The latest addition is the National Cancer Institute (NCI) at Jhajjar, Haryana, under the All India Institute of Medical Sciences (AIIMS). The NCI will have 710 beds dedicated to cancer prevention, treatment, research and education. The facility is to be equipped with cutting-edge technology, including  25 operation theatres, five linear accelerators, four PET Scanners, two CT scanners and two MRI scanners.

It still must be noted that making available an additional 710 beds against a cancer burden in excess of a million a year is just a drop in the ocean. However, some of the technology being put into place at the NCI may hold more value than simply offering more beds.

India’s first public sector Robotic Core Clinical Laboratory is due to be opened at the NCI, costing around Rs 15 crore. The laboratory can perform more than 60,000 tests per day and provide reports within two hours.

This level of output — if properly staffed in order to take samples from patients — could allow for mass testing of those deemed to be in at-risk groups. This would allow for early detection of cancer, enabling hospitals to catch the disease in its early stages when it is far easier to treat.

 

Early diagnosis, a stage India is missing

 

“The major problem in our country is late diagnosis. Most patients come to us in the third or fourth stage, which further increases the disease intensity and burden. The regional centres cater to a limited population,” said P.K. Jhulka, senior director of the Max Institute of Cancer Care.

Access to healthcare is crucial in managing illness. In diseases such as cancer, early diagnosis is a critical factor in treatment outcome and prognosis. Many, however, do not seek treatment either through lack of knowledge of the symptoms or lack of access to medical facilities. This can allow cancer to progress to an advanced stage where, .depending on the type of cancer, it may have become metastatic. This involves the cancer spreading to other areas of the body. Once cancer has reached this stage, treatment is far more difficult.

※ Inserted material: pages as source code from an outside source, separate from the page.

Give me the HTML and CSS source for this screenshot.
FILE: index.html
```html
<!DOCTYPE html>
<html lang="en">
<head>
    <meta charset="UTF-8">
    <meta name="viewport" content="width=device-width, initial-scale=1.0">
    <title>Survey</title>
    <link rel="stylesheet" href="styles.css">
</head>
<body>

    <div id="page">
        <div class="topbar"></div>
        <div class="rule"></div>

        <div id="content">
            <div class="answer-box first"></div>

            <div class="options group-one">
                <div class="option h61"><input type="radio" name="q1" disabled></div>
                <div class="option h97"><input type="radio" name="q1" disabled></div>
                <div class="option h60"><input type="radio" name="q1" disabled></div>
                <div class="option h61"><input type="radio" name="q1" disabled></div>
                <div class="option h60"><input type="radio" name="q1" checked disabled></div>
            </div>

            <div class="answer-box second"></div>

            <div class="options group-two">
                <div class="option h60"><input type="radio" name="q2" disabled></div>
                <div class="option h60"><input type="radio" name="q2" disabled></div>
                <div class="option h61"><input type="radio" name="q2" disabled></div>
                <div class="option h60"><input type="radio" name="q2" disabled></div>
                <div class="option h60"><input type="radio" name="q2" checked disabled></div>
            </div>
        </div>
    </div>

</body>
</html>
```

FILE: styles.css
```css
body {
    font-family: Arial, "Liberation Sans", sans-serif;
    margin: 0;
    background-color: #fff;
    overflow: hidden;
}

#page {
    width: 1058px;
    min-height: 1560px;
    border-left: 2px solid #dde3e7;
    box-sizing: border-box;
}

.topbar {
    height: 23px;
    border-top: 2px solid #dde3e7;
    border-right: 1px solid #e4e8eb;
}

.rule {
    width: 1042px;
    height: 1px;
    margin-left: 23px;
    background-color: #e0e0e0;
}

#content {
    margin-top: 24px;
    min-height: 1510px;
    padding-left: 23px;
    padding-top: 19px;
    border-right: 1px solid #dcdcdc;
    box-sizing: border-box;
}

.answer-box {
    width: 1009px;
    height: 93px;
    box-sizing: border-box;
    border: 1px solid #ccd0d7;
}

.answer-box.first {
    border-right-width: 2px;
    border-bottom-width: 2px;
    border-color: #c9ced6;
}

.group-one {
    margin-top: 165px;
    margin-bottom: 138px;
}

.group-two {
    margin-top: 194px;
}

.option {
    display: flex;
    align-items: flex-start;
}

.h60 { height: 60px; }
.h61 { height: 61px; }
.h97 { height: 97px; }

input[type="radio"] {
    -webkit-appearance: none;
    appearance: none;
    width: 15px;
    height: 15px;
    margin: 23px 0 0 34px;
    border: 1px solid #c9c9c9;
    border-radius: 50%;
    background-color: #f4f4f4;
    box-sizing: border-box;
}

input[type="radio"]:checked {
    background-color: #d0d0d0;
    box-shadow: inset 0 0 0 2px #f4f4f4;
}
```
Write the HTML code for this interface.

If caught in the initial stages, the prospect for cancer survival is significantly higher. This is due to the fact that the cancer can be entirely removed via surgical removal of the tumour, as the cancer has yet to spread across the body.

Survival rates in India reveal that it is unlikely that cancers are being detected in their early stages. Breast cancer — India’s most common cancer — serves as an example for this. For every two women newly diagnosed with breast cancer, one woman dies due to the condition according to the National Institute of Cancer Prevention Research (NICPR).

 

Prevention methods not being used

 

Removing risk factors is another powerful tool in the fight against cancer. In many cases this may be through reduction of lifestyle choices such as tobacco use or consuming. Government campaigns are already in place to attempt to reduce tobacco use.

Other prevention methods are, however, not being used. A key example of this is the human papillomavirus (HPV) vaccine. HPV is one of the most common causes of cervical cancer, which kills more women in India than in any other country. The HPV vaccine is very effective in preventing infection by strains of the virus that cause the majority of cervical cancers. However, its inclusion in India’s Universal Immunisation Programme (UIP) has been stalled due to political pressure stemming from unsubstantiated rumours regarding its safety.

If India is to deal with a rising future cancer burden, preventative measures such as use of the HPV vaccine must be utilised to reduce disease burden. However, even with such preventative measures, India’s cancer burden is still likely to rise. This makes an increase in infrastructure to deal with the burden across India a necessity. To ignore this would risk the future health system being completely overwhelmed.